» DIRECTION:
Your task is to give the listing below back word for word, pictures excluded.

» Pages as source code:

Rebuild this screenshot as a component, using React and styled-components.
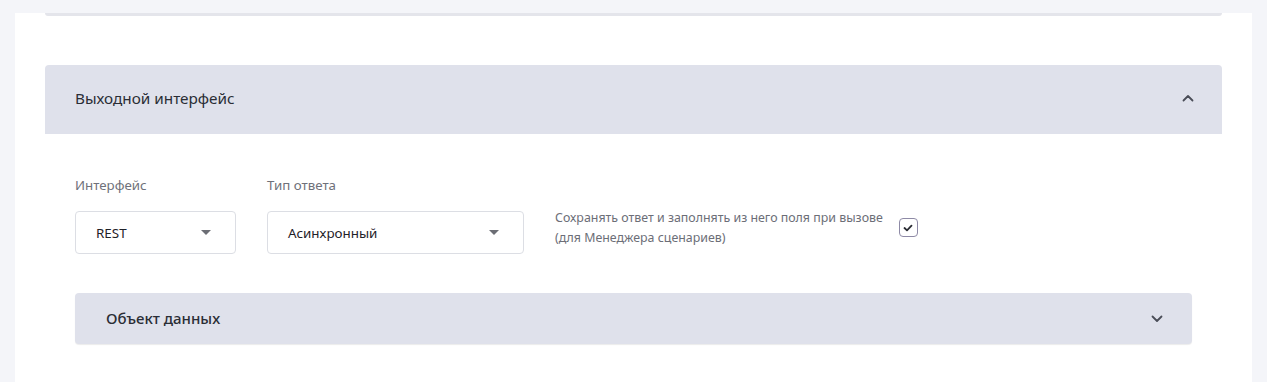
import React from 'react'
import styled, { createGlobalStyle } from 'styled-components'

const GlobalStyle = createGlobalStyle`
    html, body {
        margin: 0;
        padding: 0;
        background: #f4f5f9;
        font-family: "Noto Sans", "Open Sans", sans-serif;
    }
`;

const Page = styled.div`
    padding: 13px 15px 0 15px;
    height: 382px;
    box-sizing: border-box;
    overflow: hidden;
`;

const Card = styled.section`
    background: #fff;
    padding: 0 30px 40px;
    min-height: 400px;
`;

const PanelTail = styled.div`
    height: 3px;
    background: #e4e5eb;
    border-radius: 0 0 3px 3px;
`;

const Panel = styled.div`
    margin-top: 49px;
`;

const PanelHeader = styled.header`
    display: flex;
    align-items: center;
    justify-content: space-between;
    height: ${p => p.$small ? '51px' : '69px'};
    padding: ${p => p.$small ? '0 29px 2px 31px' : '0 28px 3px 30px'};
    background: #dfe1eb;
    border-radius: ${p => p.$small ? '4px' : '4px 4px 0 0'};
    box-shadow: ${p => p.$small ? '0 1px 1px rgba(0,0,0,0.08)' : 'none'};
    color: #2a2d35;
    font-size: ${p => p.$small ? '15px' : '15.3px'};
    font-weight: ${p => p.$small ? 500 : 400};
    box-sizing: border-box;

    svg {
        margin-top: ${p => p.$small ? '2px' : '0'};
    }
`;

const PanelBody = styled.div`
    padding: 42px 30px 0;
`;

const FieldRow = styled.div`
    display: flex;
    align-items: flex-end;
    gap: 31px;
`;

const Field = styled.div`
    display: flex;
    flex-direction: column;
    gap: 17px;
    width: ${p => p.$width}px;
`;

const Label = styled.label`
    font-size: 13.3px;
    line-height: 18px;
    color: #6f717a;
`;

const Select = styled.div`
    display: flex;
    align-items: center;
    justify-content: space-between;
    height: 43px;
    padding: 0 24px 0 20px;
    border: 1px solid #dcdee4;
    border-radius: 4px;
    box-sizing: border-box;
    font-size: 13.4px;
    color: #1f2128;
`;

const Caret = styled.span`
    width: 0;
    height: 0;
    border-left: 5px solid transparent;
    border-right: 5px solid transparent;
    border-top: 5px solid #6c6e75;
`;

const CheckGroup = styled.div`
    display: flex;
    align-items: center;
    gap: 16px;
    height: 43px;
    margin-bottom: 5px;
`;

const CheckText = styled.span`
    font-size: 12.4px;
    line-height: 20px;
    color: #6c6e77;
    white-space: nowrap;
`;

const CheckBox = styled.span`
    display: flex;
    align-items: center;
    justify-content: center;
    width: 19px;
    height: 19px;
    border: 1.5px solid #8e8aa6;
    border-radius: 4px;
    box-sizing: border-box;
`;

const SubPanel = styled.div`
    margin-top: 39px;
`;

function Chevron({ up }) {
    return (
        <svg width="12" height="8" viewBox="0 0 12 8">
            <path
                d={up ? 'M1.5 6.5 L6 2 L10.5 6.5' : 'M1.5 1.5 L6 6 L10.5 1.5'}
                fill="none"
                stroke="#4a4d57"
                strokeWidth="1.8"
                strokeLinecap="round"
                strokeLinejoin="round"
            />
        </svg>
    )
}

function App() {
    return (
        <>
            <GlobalStyle />
            <Page>
                <Card>
                    <PanelTail />
                    <Panel>
                        <PanelHeader>
                            <span>Выходной интерфейс</span>
                            <Chevron up />
                        </PanelHeader>
                        <PanelBody>
                            <FieldRow>
                                <Field $width={161}>
                                    <Label>Интерфейс</Label>
                                    <Select>
                                        <span>REST</span>
                                        <Caret />
                                    </Select>
                                </Field>
                                <Field $width={257}>
                                    <Label>Тип ответа</Label>
                                    <Select>
                                        <span>Асинхронный</span>
                                        <Caret />
                                    </Select>
                                </Field>
                                <CheckGroup>
                                    <CheckText>
                                        Сохранять ответ и заполнять из него поля при вызове
                                        <br />
                                        (для Менеджера сценариев)
                                    </CheckText>
                                    <CheckBox>
                                        <svg width="10" height="8" viewBox="0 0 10 8">
                                            <path d="M1.5 4 L4 6.3 L8.5 1.7" fill="none" stroke="#2a2c33" strokeWidth="1.8" strokeLinecap="round" strokeLinejoin="round" />
                                        </svg>
                                    </CheckBox>
                                </CheckGroup>
                            </FieldRow>
                            <SubPanel>
                                <PanelHeader $small>
                                    <span>Объект данных</span>
                                    <Chevron />
                                </PanelHeader>
                            </SubPanel>
                        </PanelBody>
                    </Panel>
                </Card>
            </Page>
        </>
    )
}

export default App
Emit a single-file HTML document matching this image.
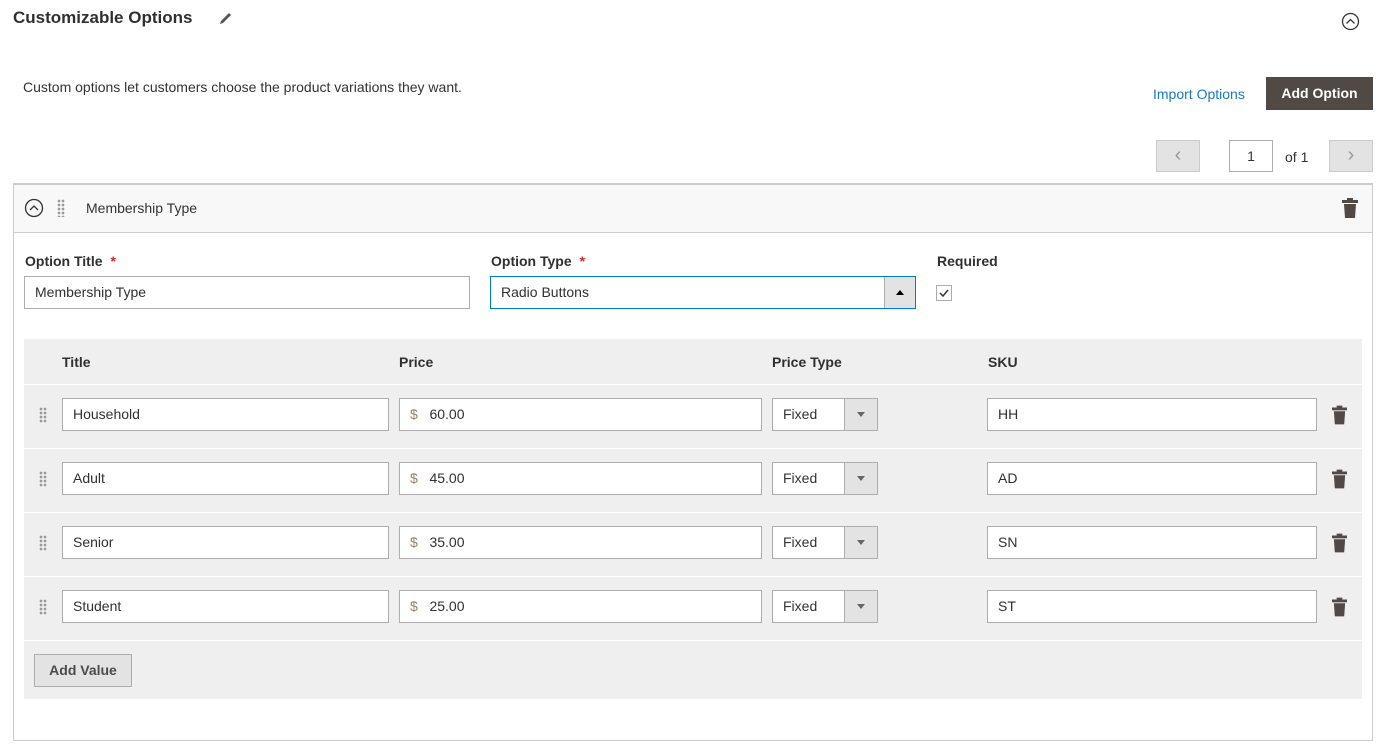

» OUTPUT OF THE TASK:
Rebuild this screenshot as a component, using React and styled-components.
import React from 'react'
import styled, { createGlobalStyle } from 'styled-components'

const GlobalStyle = createGlobalStyle`
    html, body {
        margin: 0;
        padding: 0;
        background: #f4f5f9;
        font-family: "Noto Sans", "Open Sans", sans-serif;
    }
`;

const Page = styled.div`
    padding: 13px 15px 0 15px;
    height: 382px;
    box-sizing: border-box;
    overflow: hidden;
`;

const Card = styled.section`
    background: #fff;
    padding: 0 30px 40px;
    min-height: 400px;
`;

const PanelTail = styled.div`
    height: 3px;
    background: #e4e5eb;
    border-radius: 0 0 3px 3px;
`;

const Panel = styled.div`
    margin-top: 49px;
`;

const PanelHeader = styled.header`
    display: flex;
    align-items: center;
    justify-content: space-between;
    height: ${p => p.$small ? '51px' : '69px'};
    padding: ${p => p.$small ? '0 29px 2px 31px' : '0 28px 3px 30px'};
    background: #dfe1eb;
    border-radius: ${p => p.$small ? '4px' : '4px 4px 0 0'};
    box-shadow: ${p => p.$small ? '0 1px 1px rgba(0,0,0,0.08)' : 'none'};
    color: #2a2d35;
    font-size: ${p => p.$small ? '15px' : '15.3px'};
    font-weight: ${p => p.$small ? 500 : 400};
    box-sizing: border-box;

    svg {
        margin-top: ${p => p.$small ? '2px' : '0'};
    }
`;

const PanelBody = styled.div`
    padding: 42px 30px 0;
`;

const FieldRow = styled.div`
    display: flex;
    align-items: flex-end;
    gap: 31px;
`;

const Field = styled.div`
    display: flex;
    flex-direction: column;
    gap: 17px;
    width: ${p => p.$width}px;
`;

const Label = styled.label`
    font-size: 13.3px;
    line-height: 18px;
    color: #6f717a;
`;

const Select = styled.div`
    display: flex;
    align-items: center;
    justify-content: space-between;
    height: 43px;
    padding: 0 24px 0 20px;
    border: 1px solid #dcdee4;
    border-radius: 4px;
    box-sizing: border-box;
    font-size: 13.4px;
    color: #1f2128;
`;

const Caret = styled.span`
    width: 0;
    height: 0;
    border-left: 5px solid transparent;
    border-right: 5px solid transparent;
    border-top: 5px solid #6c6e75;
`;

const CheckGroup = styled.div`
    display: flex;
    align-items: center;
    gap: 16px;
    height: 43px;
    margin-bottom: 5px;
`;

const CheckText = styled.span`
    font-size: 12.4px;
    line-height: 20px;
    color: #6c6e77;
    white-space: nowrap;
`;

const CheckBox = styled.span`
    display: flex;
    align-items: center;
    justify-content: center;
    width: 19px;
    height: 19px;
    border: 1.5px solid #8e8aa6;
    border-radius: 4px;
    box-sizing: border-box;
`;

const SubPanel = styled.div`
    margin-top: 39px;
`;

function Chevron({ up }) {
    return (
        <svg width="12" height="8" viewBox="0 0 12 8">
            <path
                d={up ? 'M1.5 6.5 L6 2 L10.5 6.5' : 'M1.5 1.5 L6 6 L10.5 1.5'}
                fill="none"
                stroke="#4a4d57"
                strokeWidth="1.8"
                strokeLinecap="round"
                strokeLinejoin="round"
            />
        </svg>
    )
}

function App() {
    return (
        <>
            <GlobalStyle />
            <Page>
                <Card>
                    <PanelTail />
                    <Panel>
                        <PanelHeader>
                            <span>Выходной интерфейс</span>
                            <Chevron up />
                        </PanelHeader>
                        <PanelBody>
                            <FieldRow>
                                <Field $width={161}>
                                    <Label>Интерфейс</Label>
                                    <Select>
                                        <span>REST</span>
                                        <Caret />
                                    </Select>
                                </Field>
                                <Field $width={257}>
                                    <Label>Тип ответа</Label>
                                    <Select>
                                        <span>Асинхронный</span>
                                        <Caret />
                                    </Select>
                                </Field>
                                <CheckGroup>
                                    <CheckText>
                                        Сохранять ответ и заполнять из него поля при вызове
                                        <br />
                                        (для Менеджера сценариев)
                                    </CheckText>
                                    <CheckBox>
                                        <svg width="10" height="8" viewBox="0 0 10 8">
                                            <path d="M1.5 4 L4 6.3 L8.5 1.7" fill="none" stroke="#2a2c33" strokeWidth="1.8" strokeLinecap="round" strokeLinejoin="round" />
                                        </svg>
                                    </CheckBox>
                                </CheckGroup>
                            </FieldRow>
                            <SubPanel>
                                <PanelHeader $small>
                                    <span>Объект данных</span>
                                    <Chevron />
                                </PanelHeader>
                            </SubPanel>
                        </PanelBody>
                    </Panel>
                </Card>
            </Page>
        </>
    )
}

export default App
Emit a single-file HTML document matching this image.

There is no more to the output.